The declaration expressed clear support for providing couples with the information and means to plan the timing and spacing of their children “consistent with their faith,” and called on others to support this initiative to influence government and donor policies and funding.
The truth is that faith-based organizations have been providing health care and even family planning for decades.
CCIH has been particularly active in reaching out to members of Congress who are not currently allies of family planning.
The truth is that FBOs have been providing health care and even family planning for decades. They provide anywhere from 30-70 percent of all health services in many African countries, and this is especially true in rural and remote areas where government services do not always reach.
What do faith-based organizations (FBOs) bring to family planning?
“The secular community can provide technology and services, but the religious community can get to the values behind who’s making the decisions, the power relationships in the family, and the dignity of women,” says Dr. W. Henry Mosley, professor emeritus in Population, Family, and Reproductive Health at Johns Hopkins University.
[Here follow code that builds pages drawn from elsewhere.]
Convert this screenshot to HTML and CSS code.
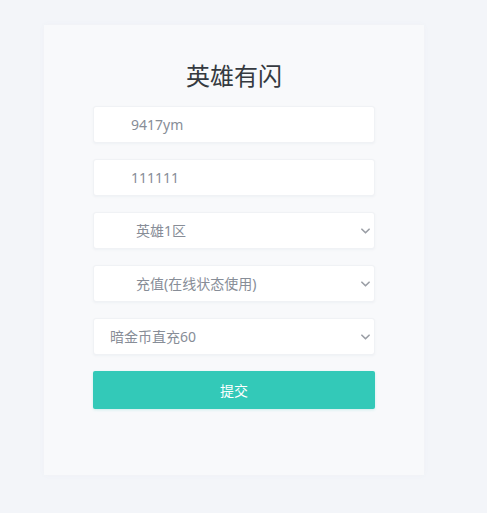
FILE: index.html
```html
<!DOCTYPE html>
<html lang="zh-CN">
<head>
<meta charset="utf-8">
<title>英雄有闪</title>
<link rel="stylesheet" href="styles.css">
</head>
<body>
<div class="card">
  <h1 class="title">英雄有闪</h1>
  <form class="form">
    <input class="field indent-lg" type="text" value="9417ym">
    <input class="field indent-lg" type="text" value="111111">
    <div class="select-wrap">
      <select class="field select indent-xl"><option>英雄1区</option></select>
      <svg class="chev" viewBox="0 0 10 6" width="9" height="6"><path d="M1 1l4 4 4-4" fill="none" stroke="#9a9ea5" stroke-width="1.8" stroke-linecap="round" stroke-linejoin="round"/></svg>
    </div>
    <div class="select-wrap">
      <select class="field select indent-xl"><option>充值(在线状态使用)</option></select>
      <svg class="chev" viewBox="0 0 10 6" width="9" height="6"><path d="M1 1l4 4 4-4" fill="none" stroke="#9a9ea5" stroke-width="1.8" stroke-linecap="round" stroke-linejoin="round"/></svg>
    </div>
    <div class="select-wrap">
      <select class="field select indent-sm"><option>暗金币直充60</option></select>
      <svg class="chev" viewBox="0 0 10 6" width="9" height="6"><path d="M1 1l4 4 4-4" fill="none" stroke="#9a9ea5" stroke-width="1.8" stroke-linecap="round" stroke-linejoin="round"/></svg>
    </div>
    <button class="submit" type="button">提交</button>
  </form>
</div>
</body>
</html>
```
FILE: styles.css
```css
html, body {
  margin: 0;
  padding: 0;
}
body {
  background: #f3f5f9;
  font-family: "Noto Sans", "Noto Sans CJK SC", sans-serif;
  width: 487px;
  height: 513px;
  overflow: hidden;
}
.card {
  margin: 25px 0 0 44px;
  width: 380px;
  height: 450px;
  box-sizing: border-box;
  background: #f8f9fb;
  box-shadow: 0 0 4px rgba(236, 238, 243, 0.6);
  padding-top: 33px;
  display: flex;
  flex-direction: column;
  align-items: center;
}
.title {
  margin: 0;
  font-size: 24px;
  font-weight: 400;
  line-height: 34px;
  color: #353a40;
  font-family: "Noto Sans CJK SC", sans-serif;
}
.form {
  width: 282px;
  margin-top: 14px;
  display: flex;
  flex-direction: column;
  gap: 16px;
}
.field {
  display: block;
  width: 100%;
  height: 37px;
  box-sizing: border-box;
  border: 1px solid #f0f2f5;
  border-radius: 3px;
  background: #ffffff;
  box-shadow: 0 1px 2px rgba(232, 235, 240, 0.6);
  font-family: "Noto Sans", "Noto Sans CJK SC", sans-serif;
  font-size: 14px;
  color: #878d97;
  outline: none;
  margin: 0;
}
.indent-lg { padding-left: 37px; }
.indent-xl { padding-left: 42px; }
.indent-sm { padding-left: 16px; }
.select-wrap {
  position: relative;
}
.select {
  appearance: none;
  -webkit-appearance: none;
}
.chev {
  position: absolute;
  right: 5px;
  top: 16px;
  pointer-events: none;
}
.submit {
  height: 38px;
  width: 100%;
  border: none;
  border-radius: 2px;
  background: #33c9b8;
  color: #ffffff;
  font-family: "Noto Sans CJK SC", sans-serif;
  font-size: 14px;
  font-weight: 400;
  box-shadow: 0 1px 3px rgba(51, 201, 184, 0.2);
  cursor: pointer;
}
```
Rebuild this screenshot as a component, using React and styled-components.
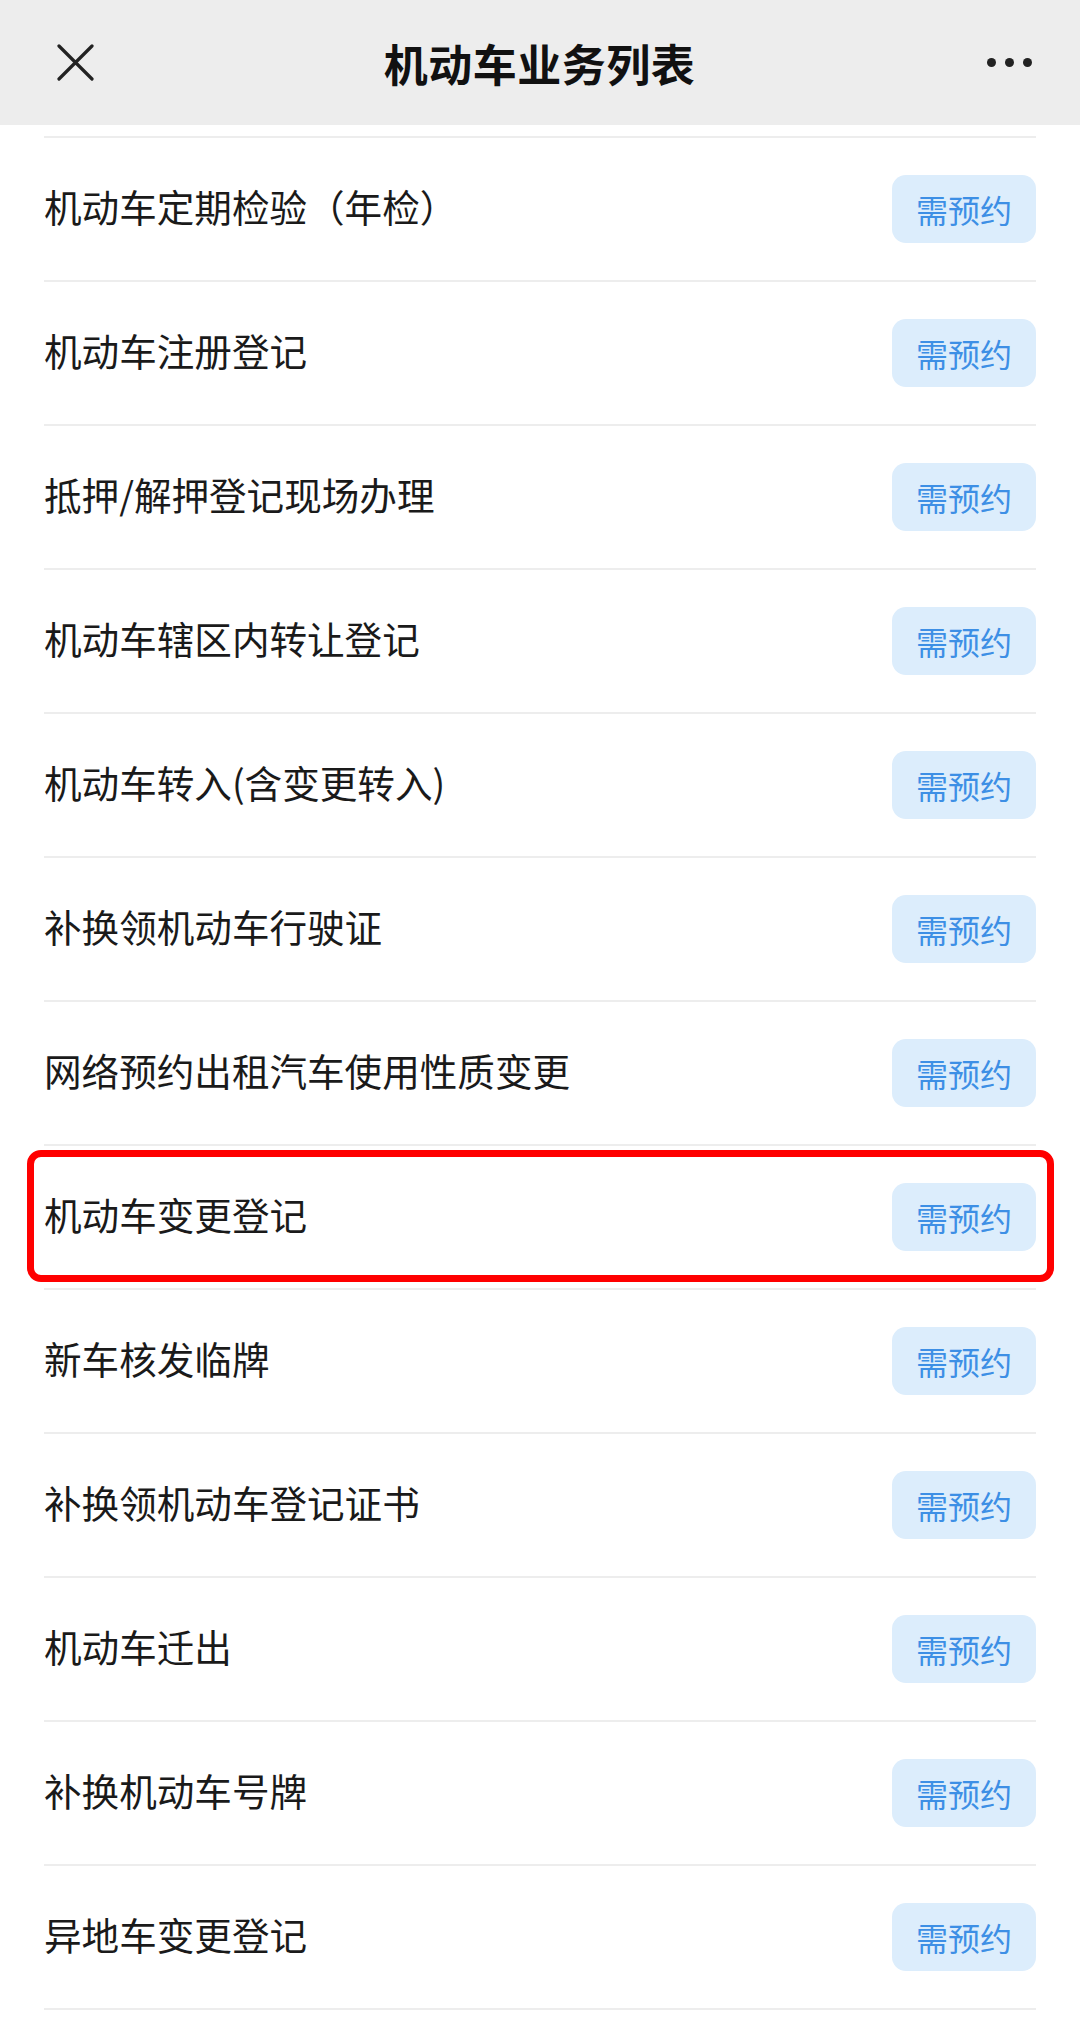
import React from 'react';
import styled, {createGlobalStyle} from 'styled-components';

const GlobalStyle = createGlobalStyle`
  html, body {
    margin: 0;
    padding: 0;
    background: #ffffff;
  }
  body {
    font-family: "Noto Sans CJK SC", "Noto Sans", sans-serif;
    color: #1a1a1a;
  }
`;

const Page = styled.div`
  width: 1080px;
  min-height: 2021px;
  background: #ffffff;
`;

const Header = styled.header`
  height: 125px;
  background: #ededed;
  display: grid;
  grid-template-columns: 1fr auto 1fr;
  align-items: center;
  padding: 0 48px 0 57px;
  box-sizing: border-box;
`;

const Title = styled.h1`
  margin: 0 10px 0 0;
  font-size: 44px;
  font-weight: 600;
  color: #111111;
  letter-spacing: 0.5px;
`;

const IconButton = styled.div`
  display: flex;
  align-items: center;
  justify-self: ${p => (p.$end ? 'end' : 'start')};
  gap: 9px;
`;

const Dot = styled.span`
  width: 9px;
  height: 9px;
  border-radius: 50%;
  background: #222222;
`;

const List = styled.ul`
  list-style: none;
  margin: 0;
  padding: 11px 44px 0 44px;
`;

const Row = styled.li`
  position: relative;
  height: 142px;
  border-top: 2px solid #ededed;
  display: flex;
  align-items: center;
  justify-content: space-between;

  &:last-child {
    border-bottom: 2px solid #ededed;
  }
`;

const Name = styled.span`
  font-size: 37.6px;
  color: #1a1a1a;
  line-height: 1;
  margin-top: -6px;
`;

const Tag = styled.span`
  width: 144px;
  height: 68px;
  border-radius: 14px;
  background: #dcedfc;
  color: #3d8fe5;
  font-size: 32px;
  display: flex;
  align-items: center;
  justify-content: center;
`;

// red annotation frame drawn over one row
const Highlight = styled.div`
  position: absolute;
  top: 4px;
  bottom: 6px;
  left: -17px;
  right: -18px;
  border: 7px solid #ff0000;
  border-radius: 14px;
  pointer-events: none;
`;

const items = [
  '机动车定期检验（年检）',
  '机动车注册登记',
  '抵押/解押登记现场办理',
  '机动车辖区内转让登记',
  '机动车转入(含变更转入)',
  '补换领机动车行驶证',
  '网络预约出租汽车使用性质变更',
  '机动车变更登记',
  '新车核发临牌',
  '补换领机动车登记证书',
  '机动车迁出',
  '补换机动车号牌',
  '异地车变更登记',
];

const CloseIcon = () => (
  <svg width="37" height="37" viewBox="0 0 37 37">
    <path d="M2 2 L35 35 M35 2 L2 35" stroke="#222" strokeWidth="3.2" strokeLinecap="round" fill="none"/>
  </svg>
);

const App = () => (
  <Page>
    <GlobalStyle/>
    <Header>
      <IconButton><CloseIcon/></IconButton>
      <Title>机动车业务列表</Title>
      <IconButton $end>
        <Dot/><Dot/><Dot/>
      </IconButton>
    </Header>
    <List>
      {items.map(name => (
        <Row key={name}>
          <Name>{name}</Name>
          <Tag>需预约</Tag>
          {name === '机动车变更登记' && <Highlight/>}
        </Row>
      ))}
    </List>
  </Page>
);

export default App;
The story of Paula, a woman struggling to feed six children in Uganda, is an example of how FBOs reach people with a focus on values. Paula had not been using family planning because she thought her religion frowned on it. Fearful of another pregnancy, she turned to Hope Clinic Lukuli, an interfaith clinic just outside of Kampala, where Anglican, Catholic, and Muslim staff members work together.
The clinic offers family planning services that include a range of methods—from condoms, injectables and pills, to CycleBeads® (a natural method). After receiving family planning support from the clinic, Paula was able to start her own small business, which allows her to take care of her children.
World Vision is a faith-based organization which operates programs that communicate the benefits of timing and spacing of pregnancies to people in poor communities around the world. World Vision has seen family planning win support from spiritual leaders, husbands who want healthy wives, and women whose health had been depleted from too many pregnancies, too quickly.
After World Vision introduced a program in the rural community of Hardoi in Uttar Pradesh, India, use of modern contraceptives increased to an estimated 77 percent in less than four years as compared to the overall rate of 44 percent in Uttar Pradesh. Evidence shows that when pregnancies are spaced by three years, fewer children are malnourished and mothers appear to be less stressed.
One mother of eight in Kanpur City slum in India told World Vision, “Family planning is great, but what took you so long to get here?”
We have plenty of data and anecdotes, globally, demonstrating the indisputable health benefits of family planning for women and their families. Now, we need to make sure that people everywhere understand the role faith-based organizations play in supporting and providing access to these life-saving family planning tools worldwide. Will you help spread the word?